__Problem requirements__: Print the data exactly as it is given, please.

[Start of Input for this task]

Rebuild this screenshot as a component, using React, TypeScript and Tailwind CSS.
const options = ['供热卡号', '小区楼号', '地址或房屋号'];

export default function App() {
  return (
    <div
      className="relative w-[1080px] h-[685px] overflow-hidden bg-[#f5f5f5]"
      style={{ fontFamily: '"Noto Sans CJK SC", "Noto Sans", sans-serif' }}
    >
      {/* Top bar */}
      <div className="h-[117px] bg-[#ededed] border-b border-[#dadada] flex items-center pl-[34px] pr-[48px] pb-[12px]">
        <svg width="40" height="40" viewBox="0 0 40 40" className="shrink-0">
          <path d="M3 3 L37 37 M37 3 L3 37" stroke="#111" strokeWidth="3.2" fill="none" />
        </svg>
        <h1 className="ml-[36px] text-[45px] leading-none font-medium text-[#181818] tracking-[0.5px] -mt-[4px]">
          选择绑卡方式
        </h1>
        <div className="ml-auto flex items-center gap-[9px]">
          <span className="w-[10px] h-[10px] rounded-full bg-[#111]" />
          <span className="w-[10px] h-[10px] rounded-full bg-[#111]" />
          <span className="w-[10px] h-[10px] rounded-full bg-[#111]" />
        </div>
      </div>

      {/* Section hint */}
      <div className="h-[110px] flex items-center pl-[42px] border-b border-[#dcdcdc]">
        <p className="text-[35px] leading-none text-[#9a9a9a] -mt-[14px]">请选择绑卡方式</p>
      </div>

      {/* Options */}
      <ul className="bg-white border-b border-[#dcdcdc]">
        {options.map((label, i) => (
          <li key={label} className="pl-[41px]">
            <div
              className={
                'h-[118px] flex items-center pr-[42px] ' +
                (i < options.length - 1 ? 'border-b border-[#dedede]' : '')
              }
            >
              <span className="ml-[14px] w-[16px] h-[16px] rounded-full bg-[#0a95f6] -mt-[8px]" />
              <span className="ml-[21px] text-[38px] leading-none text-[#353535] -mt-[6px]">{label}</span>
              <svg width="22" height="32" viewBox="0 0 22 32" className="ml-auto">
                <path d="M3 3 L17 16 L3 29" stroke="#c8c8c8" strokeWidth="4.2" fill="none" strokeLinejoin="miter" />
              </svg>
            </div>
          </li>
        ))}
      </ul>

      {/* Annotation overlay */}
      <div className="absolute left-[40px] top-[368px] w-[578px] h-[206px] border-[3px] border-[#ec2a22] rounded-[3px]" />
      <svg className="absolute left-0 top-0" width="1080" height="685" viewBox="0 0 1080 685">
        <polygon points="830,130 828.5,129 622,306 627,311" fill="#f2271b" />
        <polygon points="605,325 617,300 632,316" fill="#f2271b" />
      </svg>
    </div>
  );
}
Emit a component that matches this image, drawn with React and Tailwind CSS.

[End of Input for this task]

__Written reply__:
Rebuild this screenshot as a component, using React, TypeScript and Tailwind CSS.
const options = ['供热卡号', '小区楼号', '地址或房屋号'];

export default function App() {
  return (
    <div
      className="relative w-[1080px] h-[685px] overflow-hidden bg-[#f5f5f5]"
      style={{ fontFamily: '"Noto Sans CJK SC", "Noto Sans", sans-serif' }}
    >
      {/* Top bar */}
      <div className="h-[117px] bg-[#ededed] border-b border-[#dadada] flex items-center pl-[34px] pr-[48px] pb-[12px]">
        <svg width="40" height="40" viewBox="0 0 40 40" className="shrink-0">
          <path d="M3 3 L37 37 M37 3 L3 37" stroke="#111" strokeWidth="3.2" fill="none" />
        </svg>
        <h1 className="ml-[36px] text-[45px] leading-none font-medium text-[#181818] tracking-[0.5px] -mt-[4px]">
          选择绑卡方式
        </h1>
        <div className="ml-auto flex items-center gap-[9px]">
          <span className="w-[10px] h-[10px] rounded-full bg-[#111]" />
          <span className="w-[10px] h-[10px] rounded-full bg-[#111]" />
          <span className="w-[10px] h-[10px] rounded-full bg-[#111]" />
        </div>
      </div>

      {/* Section hint */}
      <div className="h-[110px] flex items-center pl-[42px] border-b border-[#dcdcdc]">
        <p className="text-[35px] leading-none text-[#9a9a9a] -mt-[14px]">请选择绑卡方式</p>
      </div>

      {/* Options */}
      <ul className="bg-white border-b border-[#dcdcdc]">
        {options.map((label, i) => (
          <li key={label} className="pl-[41px]">
            <div
              className={
                'h-[118px] flex items-center pr-[42px] ' +
                (i < options.length - 1 ? 'border-b border-[#dedede]' : '')
              }
            >
              <span className="ml-[14px] w-[16px] h-[16px] rounded-full bg-[#0a95f6] -mt-[8px]" />
              <span className="ml-[21px] text-[38px] leading-none text-[#353535] -mt-[6px]">{label}</span>
              <svg width="22" height="32" viewBox="0 0 22 32" className="ml-auto">
                <path d="M3 3 L17 16 L3 29" stroke="#c8c8c8" strokeWidth="4.2" fill="none" strokeLinejoin="miter" />
              </svg>
            </div>
          </li>
        ))}
      </ul>

      {/* Annotation overlay */}
      <div className="absolute left-[40px] top-[368px] w-[578px] h-[206px] border-[3px] border-[#ec2a22] rounded-[3px]" />
      <svg className="absolute left-0 top-0" width="1080" height="685" viewBox="0 0 1080 685">
        <polygon points="830,130 828.5,129 622,306 627,311" fill="#f2271b" />
        <polygon points="605,325 617,300 632,316" fill="#f2271b" />
      </svg>
    </div>
  );
}
Emit a component that matches this image, drawn with React and Tailwind CSS.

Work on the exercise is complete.